Warren Baldwin et Scott Ward prônent tous deux l’échelonnement des échéances, c’est-à-dire l’achat de titres à échéances diverses afin d’avoir toujours des placements à maturité. «Cette stratégie vous assure une source continue de liquidités et vous rend moins vulnérable aux fluctuations des taux d’intérêt», souligne Warren Baldwin, ajoutant que l’acquisition de produits à échéances diverses peut parfois coûter moins cher que les fonds d’obligations.

Ces deux conseillers suggèrent aussi de se procurer quelques titres qui versent des dividendes, même s’il s’agit d’actions. «Votre revenu de retraite devra couvrir vos dépenses pendant parfois encore 20 ans et ces dépenses augmenteront avec le temps, soutient Scott Ward. Des titres qui produisent de bons dividendes peuvent se révéler très précieux pour compenser l’inflation.»

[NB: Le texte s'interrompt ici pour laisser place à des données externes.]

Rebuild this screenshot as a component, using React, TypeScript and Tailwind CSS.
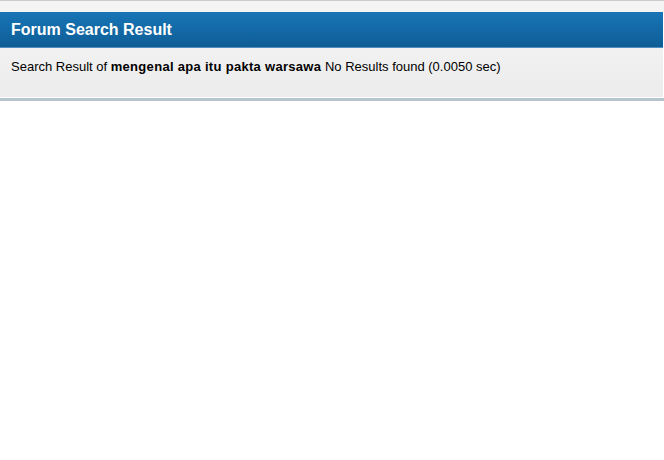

Todd Asman recommande aussi le Fonds de biens immobiliers Investors qui, contrairement à la majorité des fonds de biens immobiliers parfois très volatils, investit dans des biens immobiliers produisant des revenus de location réguliers. «À l’instar des véhicules à revenu fixe, ce fonds rapporte un rendement d’environ 4%, mais il comporte aussi une plus-value, le rendement total correspond donc plutôt à 6% ou 7%.»

Warren Baldwin conclut: «Si vous détenez à la fois des comptes enregistrés et non enregistrés, essayez de garder les placements qui vous rapportent des intérêts dans votre régime enregistré, et cherchez à obtenir des gains en capital et des dividendes à l’extérieur des régimes enregistrés, là où ils profitent d’un traitement fiscal préférentiel, affirme-t-il. Dans un REER ou un FERR, les gains en capital et les dividendes sont imposés comme des revenus ordinaires.»